### TASK PROMPT
Locate each line holding the string "this" and copy it.

### GIVEN MATERIAL
────────
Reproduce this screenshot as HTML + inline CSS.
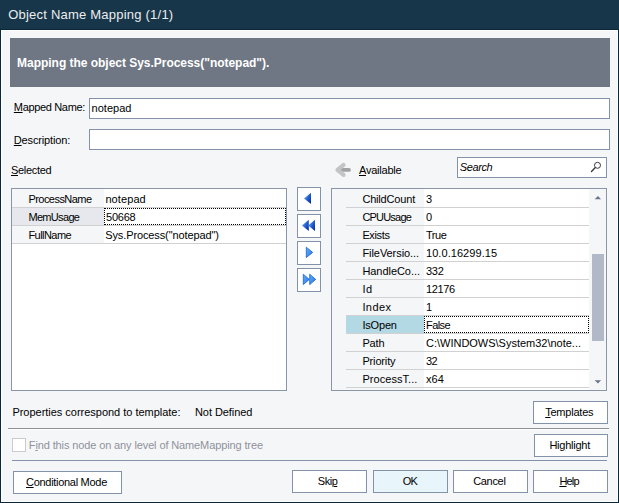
<!DOCTYPE html>
<html lang="en">
<head>
<meta charset="utf-8">
<title>Object Name Mapping (1/1)</title>
<style>
*{box-sizing:border-box;margin:0;padding:0}
html,body{width:619px;height:503px;overflow:hidden;background:#17364a}
body{position:relative;font-family:"Liberation Sans",sans-serif;font-size:11px;color:#000;line-height:13px}
.abs{position:absolute}
.t{position:absolute;white-space:nowrap;line-height:13px;height:13px}
u{text-decoration:underline;text-underline-offset:1px;text-decoration-thickness:1px}
#win{left:0;top:0;width:619px;height:503px;background:#0b283b}
#title{left:0;top:0;width:619px;height:29px;background:#17364a}
#titletx{left:9px;top:7px;font-size:13px;line-height:16px;height:16px;color:#ededed}
#body{left:1px;top:30px;width:617px;height:472px;background:#f5f6f8;border:1px solid #fff}
#banner{left:10px;top:38px;width:600px;height:49px;background:#6f7784}
#bannertx{left:18px;top:57px;color:#fff;font-weight:bold;font-size:12px}
.inp{position:absolute;background:#fff;border:1px solid #8391a9}
.btn{position:absolute;background:#fff;border:1px solid #8391a9;height:23px;text-align:left;line-height:21px;white-space:nowrap;overflow:hidden}
.sq{position:absolute;background:#fff;border:1px solid #8391a9;width:24px;height:24px;left:297px}
.sq svg{position:absolute;left:0;top:0}
.grid{position:absolute;border:1px solid #8a96a8;background:#fff;overflow:hidden}
.hl{position:absolute;height:1px;background:#d1d1d2}
.sep{position:absolute;height:1px}
.foc{position:absolute;border:1px dotted #000}
/*FIT*/
#titletx{letter-spacing:0.22px;text-indent:-0.8px}
#bannertx{letter-spacing:-0.03px;text-indent:-0.9px}
#l1{letter-spacing:-0.34px;text-indent:-0.2px}
#v1{letter-spacing:0.00px;text-indent:-0.4px}
#l2{letter-spacing:-0.15px;text-indent:-0.2px}
#l3{letter-spacing:-0.31px;text-indent:0.0px}
#l4{letter-spacing:-0.22px;text-indent:0.0px}
#srch{letter-spacing:-0.40px;text-indent:-0.2px}
#ln1{letter-spacing:-0.54px;text-indent:0.4px}
#lv1{letter-spacing:0.09px;text-indent:-0.6px}
#ln2{letter-spacing:-0.67px;text-indent:0.4px}
#lv2{letter-spacing:-0.22px;text-indent:-1.0px}
#ln3{letter-spacing:-0.54px;text-indent:0.4px}
#lv3{letter-spacing:-0.11px;text-indent:-0.8px}
#rn1{letter-spacing:-0.18px;text-indent:0.4px}
#rn2{letter-spacing:-0.80px;text-indent:0.4px}
#rn3{letter-spacing:-0.36px;text-indent:0.4px}
#rn4{letter-spacing:-0.06px;text-indent:0.4px}
#rn5{letter-spacing:-0.05px;text-indent:0.4px}
#rn6{letter-spacing:0.54px;text-indent:0.4px}
#rn7{letter-spacing:0.41px;text-indent:0.4px}
#rn8{letter-spacing:-0.18px;text-indent:0.4px}
#rn9{letter-spacing:-0.12px;text-indent:0.4px}
#rn10{letter-spacing:-0.15px;text-indent:0.4px}
#rn11{letter-spacing:0.05px;text-indent:0.4px}
#rv3{letter-spacing:-0.48px;text-indent:0.0px}
#rv4{letter-spacing:0.06px;text-indent:0.0px}
#rv5{letter-spacing:-0.27px;text-indent:0.0px}
#rv6{letter-spacing:-0.36px;text-indent:0.0px}
#rv8{letter-spacing:-0.59px;text-indent:0.0px}
#rv9{letter-spacing:-0.01px;text-indent:0.0px}
#rv10{letter-spacing:-0.72px;text-indent:0.0px}
#rv11{letter-spacing:0.09px;text-indent:0.0px}
#b1{letter-spacing:-0.02px;text-indent:0.4px}
#b2{letter-spacing:-0.07px;text-indent:0.0px}
#b3{letter-spacing:-0.12px;text-indent:-1.2px}
#btpl{letter-spacing:-0.22px;text-indent:11.2px}
#bhl{letter-spacing:-0.25px;text-indent:14.4px}
#bcm{letter-spacing:-0.29px;text-indent:12.0px}
#bskip{letter-spacing:-0.48px;text-indent:24.8px}
#bok{letter-spacing:-0.80px;text-indent:28.8px}
#bcan{letter-spacing:-0.32px;text-indent:19.2px}
#bhelp{letter-spacing:-0.80px;text-indent:25.4px}
/*ENDFIT*/
</style>
</head>
<body>
<div id="win" class="abs"></div>
<div id="title" class="abs"></div>
<div id="titletx" class="t">Object Name Mapping (1/1)</div>
<div id="body" class="abs"></div>

<div id="banner" class="abs"></div>
<div id="bannertx" class="t">Mapping the object Sys.Process("notepad").</div>

<!-- fields -->
<div class="t" id="l1" style="left:14px;top:101px"><u>M</u>apped Name:</div>
<div class="inp" style="left:89px;top:98px;width:521px;height:21px"></div>
<div class="t" id="v1" style="left:92px;top:102px">notepad</div>
<div class="t" id="l2" style="left:14px;top:134px"><u>D</u>escription:</div>
<div class="inp" style="left:89px;top:129px;width:521px;height:21px"></div>

<!-- selected header -->
<div class="t" id="l3" style="left:11px;top:164px"><u>S</u>elected</div>

<!-- available header -->
<svg class="abs" style="left:330px;top:158px" width="28" height="24" viewBox="0 0 28 24">
  <path d="M12 11.9 H19" fill="none" stroke="#a2a2a2" stroke-width="3.8" stroke-linecap="round"/>
  <path d="M13.6 6.9 L7.4 11.9 L13.6 16.9" fill="none" stroke="#c4c4c4" stroke-width="4" stroke-linecap="round" stroke-linejoin="round"/>
</svg>
<div class="t" id="l4" style="left:359px;top:164px"><u>A</u>vailable</div>
<div class="inp" style="left:457px;top:157px;width:150px;height:21px"></div>
<div class="t" id="srch" style="left:460px;top:161px;font-style:italic">Search</div>
<svg class="abs" style="left:590px;top:161px" width="12" height="12" viewBox="0 0 12 12">
  <circle cx="7.5" cy="4.3" r="3" fill="none" stroke="#3a3a3a" stroke-width="1"/>
  <path d="M5.1 6.8 L1.5 10.4" stroke="#3a3a3a" stroke-width="1.4" stroke-linecap="round"/>
</svg>

<!-- left grid -->
<div class="grid" id="lg" style="left:11px;top:188px;width:276px;height:203px">
  <div class="abs" style="left:0;top:0;width:92px;height:54px;background:#f5f6f8"></div>
  <div class="abs" style="left:0;top:19px;width:92px;height:17px;background:#e6e8ed"></div>
  <div class="hl" style="left:0;top:18px;width:274px"></div>
  <div class="hl" style="left:0;top:36px;width:274px"></div>
  <div class="hl" style="left:0;top:54px;width:274px"></div>
  <div class="foc" style="left:92px;top:19px;width:182px;height:17px"></div>
</div>
<div class="t" id="ln1" style="left:28px;top:193px">ProcessName</div>
<div class="t" id="lv1" style="left:106px;top:193px">notepad</div>
<div class="t" id="ln2" style="left:28px;top:211px">MemUsage</div>
<div class="t" id="lv2" style="left:107px;top:211px">50668</div>
<div class="t" id="ln3" style="left:28px;top:229px">FullName</div>
<div class="t" id="lv3" style="left:106px;top:229px">Sys.Process("notepad")</div>

<!-- middle buttons -->
<div class="sq" style="top:187px"><svg width="22" height="22" viewBox="0 0 22 22"><defs><linearGradient id="g" x1="0" y1="0.1" x2="1" y2="0.9"><stop offset="0.15" stop-color="#5a9cee"/><stop offset="0.6" stop-color="#1f58cc"/><stop offset="1" stop-color="#0428a6"/></linearGradient><linearGradient id="g2" x1="0" y1="0" x2="1" y2="0.8"><stop offset="0" stop-color="#62aefa"/><stop offset="1" stop-color="#2c7ae6"/></linearGradient></defs><path d="M6 10.4 L13 4.8 V16 Z" fill="url(#g)"/></svg></div>
<div class="sq" style="top:214px"><svg width="22" height="22" viewBox="0 0 22 22"><path d="M4 10.4 L10.8 4.8 V16 Z" fill="url(#g)"/><path d="M10.2 10.4 L17 4.8 V16 Z" fill="url(#g)"/></svg></div>
<div class="sq" style="top:241px"><svg width="22" height="22" viewBox="0 0 22 22"><path d="M14.7 10.4 L8.3 5.2 V15.6 Z" fill="url(#g2)" stroke="#1862d2" stroke-width="0.8" stroke-linejoin="round"/></svg></div>
<div class="sq" style="top:268px"><svg width="22" height="22" viewBox="0 0 22 22"><path d="M11.3 10.4 L5.3 5.2 V15.6 Z" fill="url(#g2)" stroke="#1862d2" stroke-width="0.8" stroke-linejoin="round"/><path d="M17.7 10.4 L11.7 5.2 V15.6 Z" fill="url(#g2)" stroke="#1862d2" stroke-width="0.8" stroke-linejoin="round"/></svg></div>

<!-- right grid -->
<div class="grid" id="rg" style="left:331px;top:188px;width:276px;height:203px">
  <div class="abs" style="left:0;top:0;width:92px;height:201px;background:#f5f6f8"></div>
  <div class="abs" style="left:14px;top:127px;width:78px;height:17px;background:#b2d9e4"></div>
  <div class="abs" style="left:257px;top:0;width:17px;height:201px;background:#f5f6f8"></div>
  <div class="abs" style="left:260px;top:65px;width:12px;height:87px;background:#b1b8c8"></div>
  <svg class="abs" style="left:262px;top:6px" width="8" height="5" viewBox="0 0 8 5"><path d="M0.7 4.3 L3.9 1 L7.1 4.3 Z" fill="#6a758a"/></svg>
  <svg class="abs" style="left:262px;top:190px" width="8" height="6" viewBox="0 0 8 6"><path d="M0.7 1.2 L3.9 4.5 L7.1 1.2 Z" fill="#6a758a"/></svg>
  <div class="hl" style="left:14px;top:18px;width:243px"></div>
  <div class="hl" style="left:14px;top:36px;width:243px"></div>
  <div class="hl" style="left:14px;top:54px;width:243px"></div>
  <div class="hl" style="left:14px;top:72px;width:243px"></div>
  <div class="hl" style="left:14px;top:90px;width:243px"></div>
  <div class="hl" style="left:14px;top:108px;width:243px"></div>
  <div class="hl" style="left:14px;top:126px;width:243px"></div>
  <div class="hl" style="left:14px;top:144px;width:243px"></div>
  <div class="hl" style="left:14px;top:162px;width:243px"></div>
  <div class="hl" style="left:14px;top:180px;width:243px"></div>
  <div class="hl" style="left:14px;top:198px;width:243px"></div>
  <div class="foc" style="left:92px;top:127px;width:165px;height:17px"></div>
</div>
<div class="t" id="rn1" style="left:362px;top:193px">ChildCount</div>
<div class="t" id="rv1" style="left:426px;top:193px">3</div>
<div class="t" id="rn2" style="left:362px;top:211px">CPUUsage</div>
<div class="t" id="rv2" style="left:426px;top:211px">0</div>
<div class="t" id="rn3" style="left:362px;top:229px">Exists</div>
<div class="t" id="rv3" style="left:426px;top:229px">True</div>
<div class="t" id="rn4" style="left:362px;top:247px">FileVersio...</div>
<div class="t" id="rv4" style="left:426px;top:247px">10.0.16299.15</div>
<div class="t" id="rn5" style="left:362px;top:265px">HandleCo...</div>
<div class="t" id="rv5" style="left:426px;top:265px">332</div>
<div class="t" id="rn6" style="left:362px;top:283px">Id</div>
<div class="t" id="rv6" style="left:426px;top:283px">12176</div>
<div class="t" id="rn7" style="left:362px;top:301px">Index</div>
<div class="t" id="rv7" style="left:426px;top:301px">1</div>
<div class="t" id="rn8" style="left:362px;top:319px">IsOpen</div>
<div class="t" id="rv8" style="left:426px;top:319px">False</div>
<div class="t" id="rn9" style="left:362px;top:337px">Path</div>
<div class="t" id="rv9" style="left:426px;top:337px">C:\WINDOWS\System32\note...</div>
<div class="t" id="rn10" style="left:362px;top:355px">Priority</div>
<div class="t" id="rv10" style="left:426px;top:355px">32</div>
<div class="t" id="rn11" style="left:362px;top:373px">ProcessT...</div>
<div class="t" id="rv11" style="left:426px;top:373px">x64</div>

<!-- bottom -->
<div class="t" id="b1" style="left:12px;top:406px">Properties correspond to template:</div>
<div class="t" id="b2" style="left:195px;top:406px">Not Defined</div>
<div class="btn" id="btpl" style="left:533px;top:401px;width:75px"><u>T</u>emplates</div>
<div class="sep" style="left:8px;top:428px;width:601px;background:#8f9094"></div>
<div class="sep" style="left:8px;top:429px;width:601px;background:#fff"></div>
<div class="abs" style="left:12px;top:438px;width:14px;height:14px;background:#fff;border:1px solid #cbcbcb"></div>
<div class="t" id="b3" style="left:30px;top:439px;color:#8f929b">F<u>i</u>nd this node on any level of NameMapping tree</div>
<div class="btn" id="bhl" style="left:534px;top:434px;width:74px">Hi<u>g</u>hlight</div>
<div class="sep" style="left:12px;top:460px;width:595px;background:#8391a9"></div>
<div class="btn" id="bcm" style="left:13px;top:471px;width:109px"><u>C</u>onditional Mode</div>
<div class="btn" id="bskip" style="left:292px;top:470px;width:75px">Ski<u>p</u></div>
<div class="btn" id="bok" style="left:373px;top:470px;width:75px;background:#e8f6fc">OK</div>
<div class="btn" id="bcan" style="left:453px;top:470px;width:75px">Cancel</div>
<div class="btn" id="bhelp" style="left:533px;top:470px;width:75px"><u>H</u>elp</div>
</body>
</html>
────────
### EXERCISE RESPONSE
Reproduce this screenshot as HTML + inline CSS.
<div class="t" id="b3" style="left:30px;top:439px;color:#8f929b">F<u>i</u>nd this node on any level of NameMapping tree</div>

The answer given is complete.